Stange to have such an unappealing character as a protaganist, but that is Flaubert’s way.  When asked how he knew about women like his “heroine” Emma Bovary, he replied, “Madame Bovary, c’est moi.”  He identifies with his characters, he sympathizes with them, but he does not spare them or flatter them.

Madame Bovary

At times, reading this book, I felt that Frederic was a sort of male Emma.  That is, if Emma Bovary had had the freedom that being male and having money brought in that society, instead of being a provincial petty bourgeois woman trapped in a dull marriage and dying of boredom, only able to dream about the things that Frederic does, she would have been like him.  In many ways, they share a profound superficiality.  Frederic ends by becoming a provincial non-entity.  Emma stuffs her mouth with arsenic and dies a horrible death.  Women have it pretty bad in a lot of nineteenth century novels.  [The image here shows Isabelle Huppert playing Emma in a recent film version of Madame Bovary.]

woman_1840sThroughout the novel, women are treated pretty much as whores or bank accounts.  If they have money, men try to marry them.  If they are good looking, they try to get them in bed.  Some make their living that way, at various levels of classiness, like Rosanette, Frederic’s mistress, who has a large stable of lovers at one time or another, and whom Frederic “shares” with Arnoux, the husband of his true love.  This irritates Frederic, but of course, he does nothing about it.  Frederic’s lack of honesty with himself and lady friends about his feelings is absolutely typical of all the men in the book, and perhaps of most men of that time.  Women are interchangeable. His love for Madame Arnoux often seems childish, almost like an incestuous mother-fixation, he idealizes her so much.  At other times, his erotic longings take on a darker cast:

Another thirst had come to him the thirst for women, for licentious pleasure, for all that Parisian life permitted him to enjoy…Already the dream had taken hold of him. It seemed to him that he was yoked beside Arnoux to the pole of a hackney-coach, and that the Marechale sat astride him, and disembowelled him with her gold spurs.
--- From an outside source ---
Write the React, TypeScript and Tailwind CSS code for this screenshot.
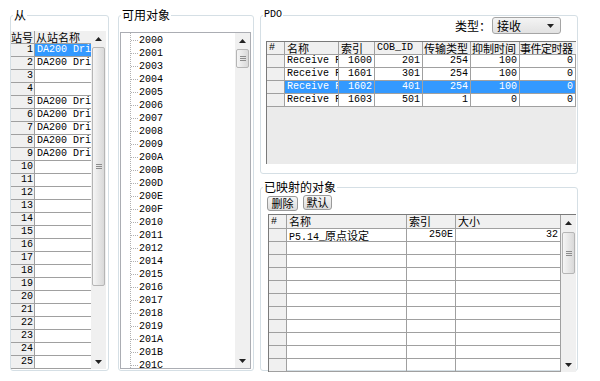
import type { ReactNode } from "react";

// Shared font stacks — SimSun-like grid data is approximated with a 10px mono.
const MONO = "font-['Liberation_Mono','DejaVu_Sans_Mono',monospace] text-[10px]";
const CJK = "font-['Noto_Sans_CJK_SC','Noto_Sans',sans-serif] text-[12px]";
const CJK_SM = "font-['Noto_Sans_CJK_SC','Noto_Sans',sans-serif] text-[11px]";

const SLAVES: Record<number, string> = {
  1: "DA200 Dri",
  2: "DA200 Dri",
  5: "DA200 Dri",
  6: "DA200 Dri",
  7: "DA200 Dri",
  8: "DA200 Dri",
  9: "DA200 Dri",
};

const OBJECTS = [
  "2000", "2001", "2003", "2004", "2005", "2006", "2007", "2008", "2009",
  "200A", "200B", "200D", "200E", "200F", "2010", "2011", "2012", "2014",
  "2015", "2016", "2017", "2018", "2019", "201A", "201B", "201C",
];

const PDOS = [
  { name: "Receive F", index: "1600", cob: "201", type: "254", inhibit: "100", timer: "0" },
  { name: "Receive F", index: "1601", cob: "301", type: "254", inhibit: "100", timer: "0" },
  { name: "Receive F", index: "1602", cob: "401", type: "254", inhibit: "100", timer: "0", selected: true },
  { name: "Receive F", index: "1603", cob: "501", type: "1", inhibit: "0", timer: "0" },
];

function Arrow({ down }: { down?: boolean }) {
  return (
    <svg width="7" height="4" viewBox="0 0 7 4" className="block">
      <polygon points={down ? "0,0 7,0 3.5,4" : "0,4 7,4 3.5,0"} fill="#222" />
    </svg>
  );
}

function Scrollbar({ thumb }: { thumb: string }) {
  return (
    <div className="flex w-[15px] shrink-0 flex-col bg-[#f0f0f0]">
      <div className="flex h-[15px] shrink-0 items-center justify-center">
        <Arrow />
      </div>
      <div
        className={
          "mx-[1px] flex shrink-0 items-center justify-center rounded-[2px] border border-[#b5b5b5] bg-gradient-to-r from-[#f5f5f5] to-[#d9d9d9] " +
          thumb
        }
      >
        <div className="flex flex-col gap-[1px]">
          <div className="h-[1px] w-[6px] bg-[#8c8c8c]" />
          <div className="h-[1px] w-[6px] bg-[#8c8c8c]" />
          <div className="h-[1px] w-[6px] bg-[#8c8c8c]" />
        </div>
      </div>
      <div className="flex-1" />
      <div className="flex h-[15px] shrink-0 items-center justify-center">
        <Arrow down />
      </div>
    </div>
  );
}

function GroupBox({
  title,
  titleClass = CJK,
  className,
  children,
}: {
  title: string;
  titleClass?: string;
  className: string;
  children: ReactNode;
}) {
  return (
    <div className={"relative shrink-0 rounded-[3px] border border-[#d5dfe5] " + className}>
      <span className={"absolute -top-[8px] left-[2px] bg-white px-[1px] leading-[14px] text-black " + titleClass}>
        {title}
      </span>
      {children}
    </div>
  );
}

function Button({ children, className }: { children: ReactNode; className?: string }) {
  return (
    <div
      className={
        "flex h-[15px] items-center justify-center rounded-[3px] border border-[#9a9a9a] bg-gradient-to-b from-[#f6f6f6] to-[#dcdcdc] leading-[13px] text-black " +
        CJK_SM +
        " " +
        (className ?? "")
      }
    >
      {children}
    </div>
  );
}

export default function App() {
  return (
    <div className="flex h-[381px] w-[600px] items-start overflow-hidden bg-white pl-[10px] pt-[15px]">
      {/* 从 — slave list */}
      <GroupBox title="从" className="h-[356px] w-[99px]">
        <div className="mt-[15px] flex h-[338px] w-[95px]">
          <div className="flex w-[80px] flex-col">
            <div className="flex h-[13px] shrink-0 items-center bg-[#f0f0f0] text-black">
              <div className={"h-full w-[24px] border-r border-b border-[#a0a0a0] leading-[12px] " + CJK_SM}>站号</div>
              <div className={"h-full flex-1 border-b border-[#a0a0a0] pl-[1px] leading-[12px] " + CJK_SM}>从站名称</div>
            </div>
            {Array.from({ length: 25 }, (_, i) => i + 1).map((n) => {
              const sel = n === 1;
              return (
                <div key={n} className="flex h-[13px] shrink-0 leading-[12px]">
                  <div
                    className={
                      "w-[24px] border-r border-b border-[#a0a0a0] bg-[#f0f0f0] pr-[1px] text-right text-black " + MONO
                    }
                  >
                    {n}
                  </div>
                  <div
                    className={
                      "w-[56px] overflow-hidden whitespace-nowrap border-b border-[#a0a0a0] pl-[2px] " +
                      MONO +
                      (sel ? " bg-[#3399ff] text-white" : " text-black")
                    }
                  >
                    {SLAVES[n] ?? ""}
                  </div>
                </div>
              );
            })}
          </div>
          <Scrollbar thumb="mt-[1px] h-[239px]" />
        </div>
      </GroupBox>

      {/* 可用对象 — object tree */}
      <GroupBox title="可用对象" className="ml-[9px] h-[356px] w-[136px]">
        <div className="ml-[1px] mt-[16px] flex h-[337px] w-[131px] border border-[#abadb3]">
          <div className="flex-1 pl-[9px]">
            <div className="h-full border-l border-dotted border-[#b0b0b0] pt-[1px]">
              {OBJECTS.map((id) => (
                <div key={id} className="flex h-[13px] items-center">
                  <span className="h-0 w-[7px] border-t border-dotted border-[#b0b0b0]" />
                  <span className={"pl-[1px] leading-[11px] text-black " + MONO}>{id}</span>
                </div>
              ))}
            </div>
          </div>
          <Scrollbar thumb="mt-[1px] h-[19px]" />
        </div>
      </GroupBox>

      <div className="ml-[6px] flex w-[318px] shrink-0 flex-col">
        {/* PDO table */}
        <GroupBox title="PDO" titleClass={MONO} className="h-[159px] w-[318px]">
          <div className="flex items-center justify-end pr-[16px] pt-[1px]">
            <span className={"leading-[14px] text-black " + CJK}>类型：</span>
            <div className="ml-[1px] flex h-[17px] w-[69px] items-center justify-between rounded-[3px] border border-[#a5a5a5] bg-gradient-to-b from-[#f4f4f4] to-[#e2e2e2] pl-[4px] pr-[6px]">
              <span className={"leading-[14px] text-black " + CJK}>接收</span>
              <Arrow down />
            </div>
          </div>
          <div className="ml-[5px] mt-[7px] flex h-[123px] w-[310px] flex-col border-t border-l border-[#7a7a7a] bg-[#ebebeb]">
            <div className="flex h-[13px] shrink-0 bg-[#f0f0f0] leading-[12px] text-black">
              <div className={"w-[18px] border-r border-b border-[#a0a0a0] pl-[2px] " + MONO}>#</div>
              <div className={"w-[54px] border-r border-b border-[#a0a0a0] pl-[2px] " + CJK_SM}>名称</div>
              <div className={"w-[36px] border-r border-b border-[#a0a0a0] pl-[2px] " + CJK_SM}>索引</div>
              <div className={"w-[48px] border-r border-b border-[#a0a0a0] pl-[2px] " + MONO}>COB_ID</div>
              <div className={"w-[48px] border-r border-b border-[#a0a0a0] pl-[1px] " + CJK_SM}>传输类型</div>
              <div className={"w-[49px] border-r border-b border-[#a0a0a0] pl-[1px] " + CJK_SM}>抑制时间</div>
              <div className={"w-[56px] whitespace-nowrap border-b border-[#a0a0a0] tracking-[-0.5px] " + CJK_SM}>
                事件定时器
              </div>
            </div>
            {PDOS.map((p) => {
              const cell =
                "border-r border-b border-[#a0a0a0] " +
                MONO +
                (p.selected ? " bg-[#3399ff] text-white" : " bg-white text-black");
              return (
                <div key={p.index} className="flex h-[13px] shrink-0 leading-[12px]">
                  <div className="w-[18px] border-r border-b border-[#a0a0a0] bg-[#f0f0f0]" />
                  <div className={"w-[54px] overflow-hidden whitespace-nowrap pl-[2px] " + cell}>{p.name}</div>
                  <div className={"w-[36px] pr-[2px] text-right " + cell}>{p.index}</div>
                  <div className={"w-[48px] pr-[2px] text-right " + cell}>{p.cob}</div>
                  <div className={"w-[48px] pr-[2px] text-right " + cell}>{p.type}</div>
                  <div className={"w-[49px] pr-[2px] text-right " + cell}>{p.inhibit}</div>
                  <div className={"w-[56px] pr-[2px] text-right " + cell}>{p.timer}</div>
                </div>
              );
            })}
          </div>
        </GroupBox>

        {/* 已映射的对象 — mapped objects */}
        <GroupBox title="已映射的对象" className="mt-[13px] h-[184px] w-[318px]">
          <div className="flex items-start gap-[5px] pl-[6px] pt-[7px]">
            <Button className="mt-[1px] w-[31px]">删除</Button>
            <Button className="w-[29px]">默认</Button>
          </div>
          <div className="ml-[7px] mt-[3px] flex h-[158px] w-[308px] border-t border-l border-[#7a7a7a]">
            <div className="flex flex-1 flex-col">
              <div className="flex h-[14px] shrink-0 bg-[#f0f0f0] leading-[13px] text-black">
                <div className={"w-[18px] border-r border-b border-[#a0a0a0] pl-[2px] " + MONO}>#</div>
                <div className={"w-[120px] border-r border-b border-[#a0a0a0] pl-[2px] " + CJK_SM}>名称</div>
                <div className={"w-[49px] border-r border-b border-[#a0a0a0] pl-[2px] " + CJK_SM}>索引</div>
                <div className={"flex-1 border-r border-b border-[#a0a0a0] pl-[2px] " + CJK_SM}>大小</div>
              </div>
              {Array.from({ length: 11 }, (_, i) => i).map((i) => (
                <div key={i} className="flex h-[13px] shrink-0 leading-[12px] text-black">
                  <div className="w-[18px] border-r border-b border-[#a0a0a0] bg-[#f0f0f0]" />
                  <div className={"w-[120px] border-r border-b border-[#a0a0a0] pl-[2px] " + MONO}>
                    {i === 0 ? (
                      <>
                        P5.14_<span className={CJK_SM}>原点设定</span>
                      </>
                    ) : null}
                  </div>
                  <div className={"w-[49px] border-r border-b border-[#a0a0a0] pr-[2px] text-right " + MONO}>
                    {i === 0 ? "250E" : ""}
                  </div>
                  <div className={"flex-1 border-r border-b border-[#a0a0a0] pr-[2px] text-right " + MONO}>
                    {i === 0 ? "32" : ""}
                  </div>
                </div>
              ))}
            </div>
            <Scrollbar thumb="mt-[2px] h-[42px]" />
          </div>
        </GroupBox>
      </div>
    </div>
  );
}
The confusing aspect of the novel is the way it presents the everyday reality through which Frederic moves.  The progression of time is not clear – we rarely know what year it is or when things happened.  We are dropped into dinner parties and meetings at which we are given snatches of conversation, references to ideas and controversies in the air, often without quite knowing who is saying what.  The characters say things in conversation that don’t get answered – remarks are left hanging in the air.  Many exchanges have ambiguous meanings for us, and for the characters?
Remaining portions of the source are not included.